I develop software and hardware for use in my Amateur Radio Projects. There is little originality in what I develop, but it keeps my mind active and my interest in Amateur Radio gives me a target for application development.

Developing from scratch can be a slow and difficult process, particularly when it comes to interfacing to networks, Com ports, sound cards and doing signal processing. One is soon conscious that there is a wealth of ready-made tools out there on the Internet, in many cases free to use.

This page lists some of the developers and development tools that have inspired me. It is an acknowledgement of my indebtedness to them. Their thousands of hours of work and sharing their knowledge have allowed me to achieve results that would otherwise have been impossible for me.

Fundamental Developments

GCC C/C++ Compilers

The Raspberry Pi Foundation

The Arduino Suite

Python


Arduino Tools and Libraries

LUFA - Lightweight USB Framework for AVR


C# Tools and Libraries

I program mostly in Microsoft’s C#. I have found the following ready made tool suites invaluable for: storing configuration; processing sound sources and sinks; graphics plotting routines.

Newtonsoft Json.NET

I now use the Open Source Newtonsoft Json.NET in all my applications to store configuration parameters between runs. i.e. to provide ‘persistence’. This can be as simple as recalling what sound card was used or the size and position of an application window on the main screen. While Microsoft promotes its own standard way of storing configuration, I find using JSON in a configuration file more instinctive and easier to debug.

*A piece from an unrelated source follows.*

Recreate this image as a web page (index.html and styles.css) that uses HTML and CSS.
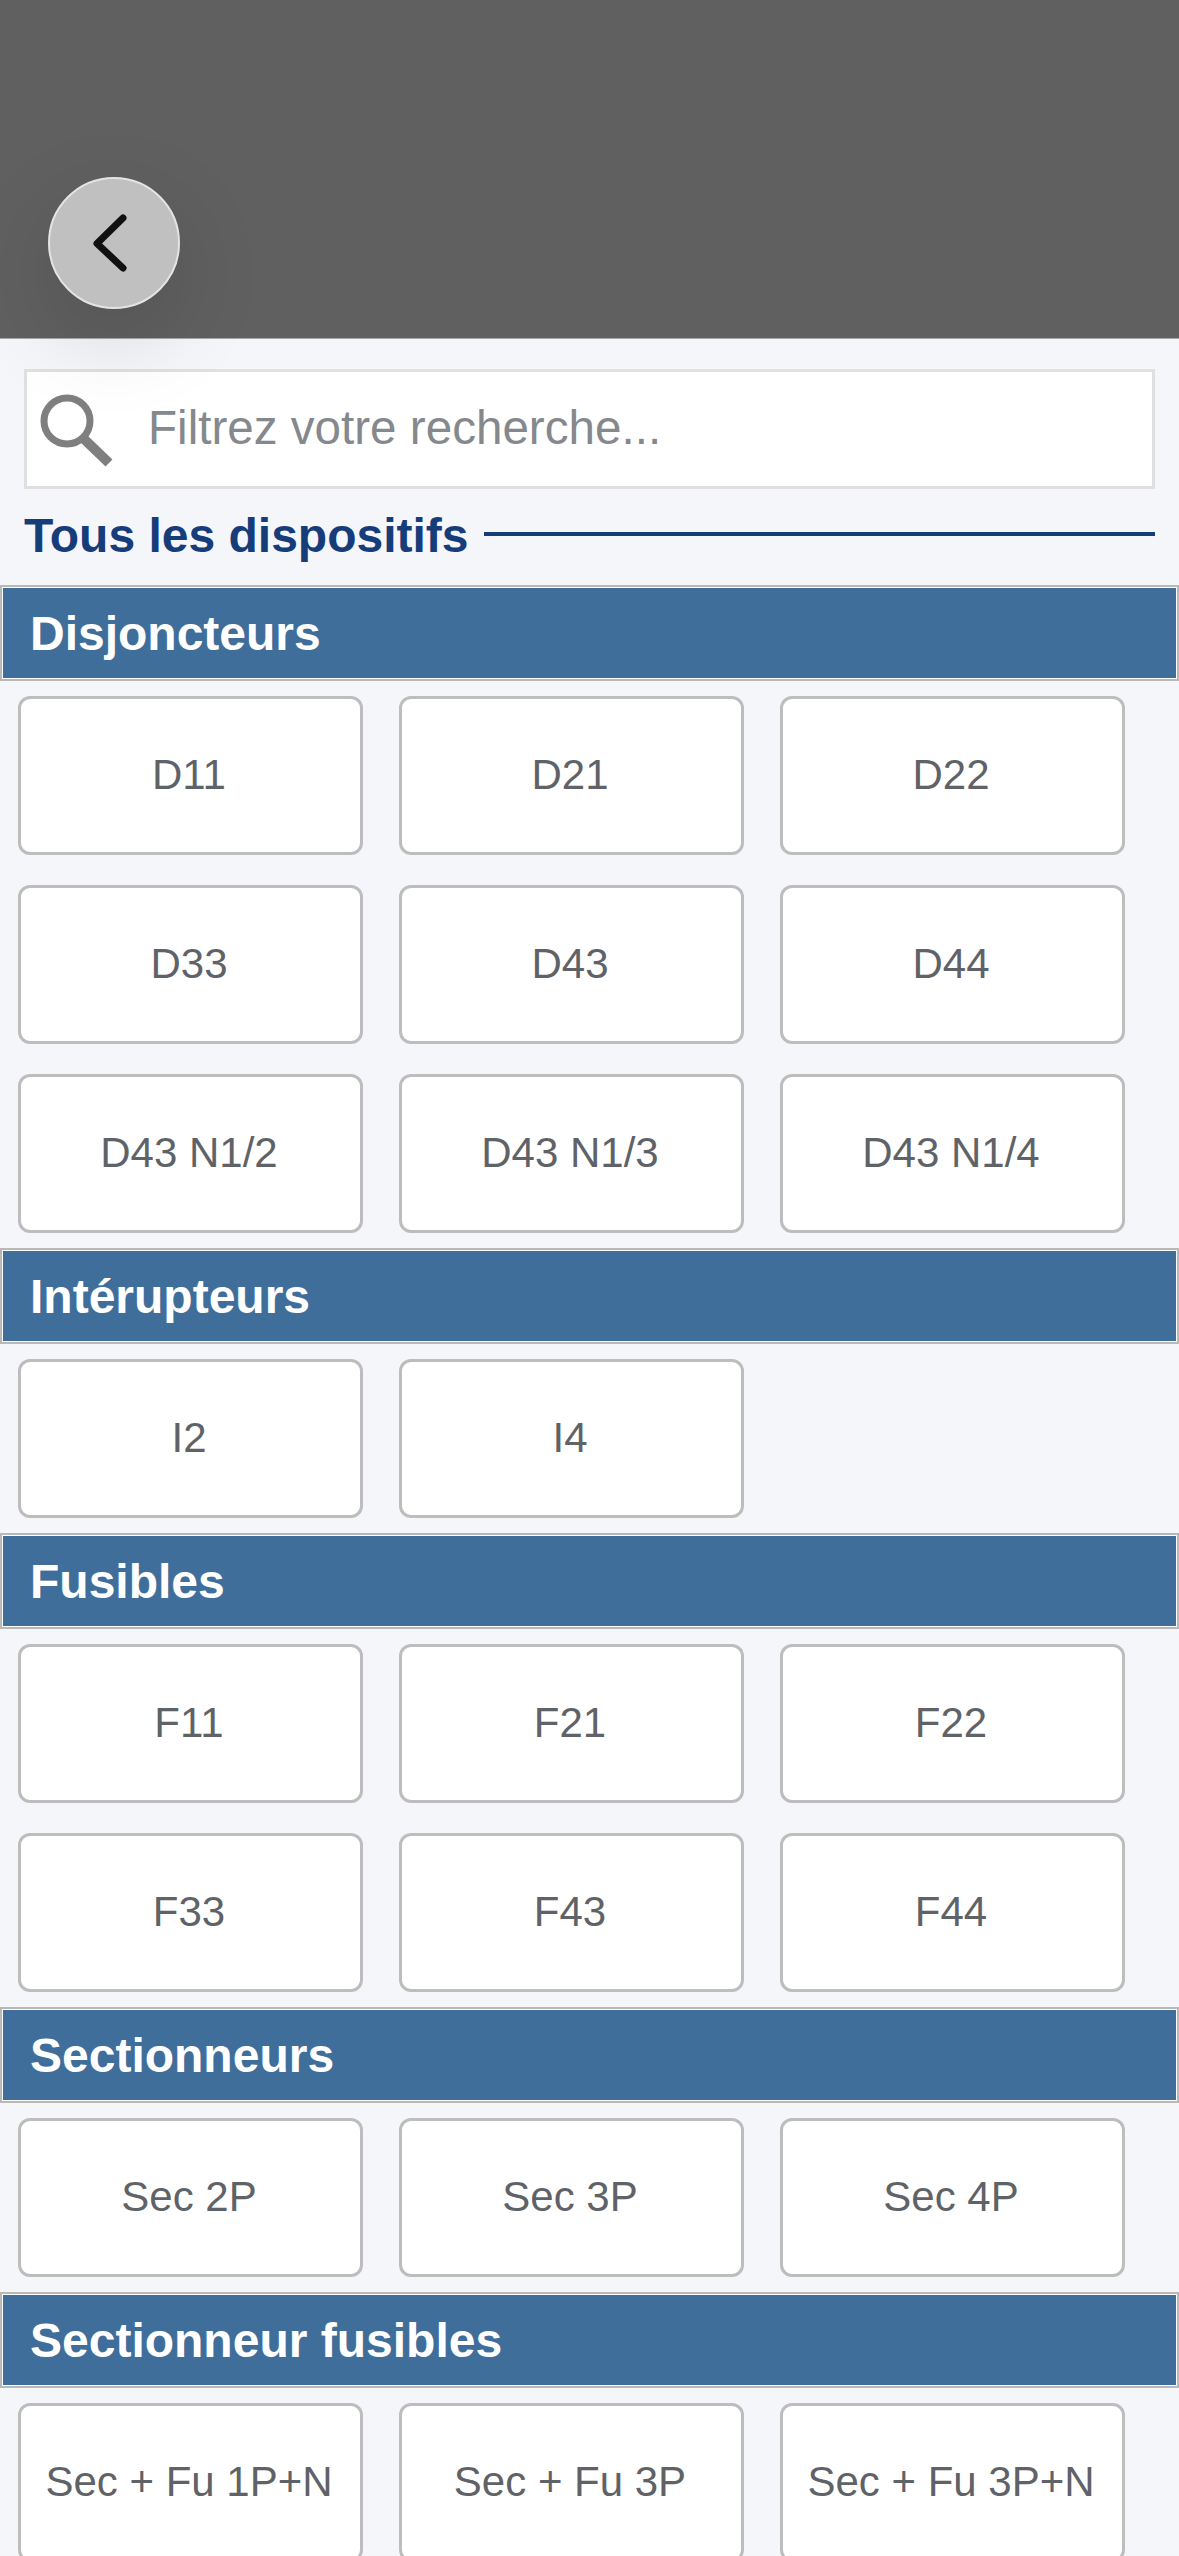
FILE: index.html
```html
<!DOCTYPE html>
<html lang="fr">
  <head>
    <meta charset="UTF-8" />
    <meta name="viewport" content="width=device-width, initial-scale=1" />
    <title>Tous les dispositifs</title>
    <link rel="stylesheet" href="styles.css">
  </head>
  <body>
    <div class="page">
      <div class="banner"></div>

      <button class="back-button" aria-label="Retour">
        <svg viewBox="0 0 34 58" width="34" height="58">
          <path d="M30 4 L4 29.5 L30 54" fill="none" stroke="#111" stroke-width="7" stroke-linecap="round" stroke-linejoin="round" />
        </svg>
      </button>

      <div class="search-box">
        <svg class="search-icon" viewBox="0 0 74 74" width="74" height="74">
          <circle cx="27" cy="27" r="23" fill="none" stroke="#7f7f7f" stroke-width="7" />
          <path d="M44 45 L69 69" fill="none" stroke="#7f7f7f" stroke-width="10" />
        </svg>
        <input class="search-input" type="text" placeholder="Filtrez votre recherche..." />
      </div>

      <div class="title-row">
        <h1>Tous les dispositifs</h1>
        <span class="title-line"></span>
      </div>

      <section>
        <h2>Disjoncteurs</h2>
        <div class="device-grid">
          <button>D11</button>
          <button>D21</button>
          <button>D22</button>
          <button>D33</button>
          <button>D43</button>
          <button>D44</button>
          <button>D43 N1/2</button>
          <button>D43 N1/3</button>
          <button>D43 N1/4</button>
        </div>
      </section>

      <section>
        <h2>Intérupteurs</h2>
        <div class="device-grid">
          <button>I2</button>
          <button>I4</button>
        </div>
      </section>

      <section>
        <h2>Fusibles</h2>
        <div class="device-grid">
          <button>F11</button>
          <button>F21</button>
          <button>F22</button>
          <button>F33</button>
          <button>F43</button>
          <button>F44</button>
        </div>
      </section>

      <section>
        <h2>Sectionneurs</h2>
        <div class="device-grid">
          <button>Sec 2P</button>
          <button>Sec 3P</button>
          <button>Sec 4P</button>
        </div>
      </section>

      <section>
        <h2>Sectionneur fusibles</h2>
        <div class="device-grid">
          <button>Sec + Fu 1P+N</button>
          <button>Sec + Fu 3P</button>
          <button>Sec + Fu 3P+N</button>
        </div>
      </section>
    </div>
  </body>
</html>
```

FILE: styles.css
```css
html,
body {
  margin: 0;
  height: 100%;
  overflow: hidden;
}

body {
  font-family: "Liberation Sans", Arial, sans-serif;
  background: #f4f6fa;
}

.page {
  position: relative;
  height: 2556px;
  overflow: hidden;
}

.banner {
  height: 339px;
  background: #606060;
  border-bottom: 1px solid #a8a8a8;
  box-sizing: border-box;
}

.back-button {
  position: absolute;
  left: 48px;
  top: 177px;
  width: 132px;
  height: 132px;
  padding: 0 8px 0 0;
  display: flex;
  align-items: center;
  justify-content: center;
  box-sizing: border-box;
  background: #c0c0c0;
  border: 2px solid #e4e4e4;
  border-radius: 50%;
  box-shadow: 0 30px 90px rgba(0, 0, 0, 0.13);
  z-index: 2;
}

.search-box {
  display: flex;
  align-items: center;
  gap: 34px;
  height: 120px;
  margin: 30px 24px 0;
  padding-left: 13px;
  box-sizing: border-box;
  background: #fff;
  border: 3px solid #e0e0e0;
}

.search-icon {
  flex: none;
  margin-top: 4px;
}

.search-input {
  flex: 1;
  min-width: 0;
  border: none;
  outline: none;
  padding: 0 0 3px;
  background: transparent;
  font-family: inherit;
  font-size: 47.6px;
  color: #5f6368;
}

.search-input::placeholder {
  color: #85888c;
  opacity: 1;
}

.title-row {
  display: flex;
  align-items: center;
  gap: 15px;
  height: 90px;
  margin: 0 24px 6px;
}

h1 {
  margin: 2px 0 0;
  font-size: 48px;
  font-weight: bold;
  color: #163d7a;
  white-space: nowrap;
}

.title-line {
  flex: 1;
  height: 4px;
  background: #163d7a;
}

h2 {
  margin: 0;
  height: 96px;
  padding: 1px 0 0 28px;
  display: flex;
  align-items: center;
  box-sizing: border-box;
  font-size: 48px;
  font-weight: bold;
  color: #fff;
  background: #406e9a;
  border: 2px solid #b8b8b8;
  box-shadow: inset 0 0 0 1px #fff;
}

.device-grid {
  display: grid;
  grid-template-columns: repeat(3, 345px);
  grid-auto-rows: 159px;
  column-gap: 36px;
  row-gap: 30px;
  padding: 15px 18px;
}

.device-grid button {
  padding: 0 3px 1px 0;
  font-family: inherit;
  font-size: 42px;
  color: #5f6368;
  background: #fff;
  border: 3px solid #bdbdbd;
  border-radius: 12px;
}
```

My thanks to James Newton-King for a package with far more power and capability that I have the skills to use.

CSCore Audio

When I decided I wanted an audio recorder with instant playback of the most recent samples, I looked for an audio library. There are several but I chose to work with CSCore - .NET Audio Library. The library has demonstration programs for its extensive facilities. A relatively minor change to one of them achieved a proof-of-concept program that did what I needed. I expect that to be the basis for a more complete and flexible solution. I also intend to use CSCore Audio for processing the data streams from simple SDR receivers like the FunCube Pro+ Dongle.

NPlot

As part of my exploration of Digital Signal Processing, I needed a library to plot graphs of filter response and display the coefficients of digital filters. There are probably many available and I tried a couple. But I found NPlot was easily understood and produced exactly the results I wanted with the minimum of effort.

In my Software List, there is an example of the output from a “proof of concept” filter design program I wrote using a port of the Remez Exchange / Parks-McClellan or Optimal algorithm.


Python

I am a convert. When I first encountered Python I was unimpressed. At the introductory level and a cursory investigation, it seemed to abandon many of the features that, over my 50+ years of dabbling in programming, made computer languages predictable, stable and usuable; I mean the requirement to declare strongly-typed variables before first use. Potentially Python would be a minefield of mismatched variables and obscure bugs, untrapped until run time.

Recently I had to read statistics from a AVM Fritz!Box Router using TR-064 protocol. A search found there is a library extension for Python - FritzConnection. Diving in to Python and with the support of Visual Studio Code as a development environment, within a few hours I had a working program that runs on Windows and a Raspberry Pi. It gathers stats into a file for 24 hour period, creating a new file at the appropriate time. l could not have done this as quickly with my other programming languages; I would have had to develop the TR-064 interface to the router.

Porting to different platforms and the huge range of open-source library extensions makes Python unusual if not unique. I am a convert, with some reservations!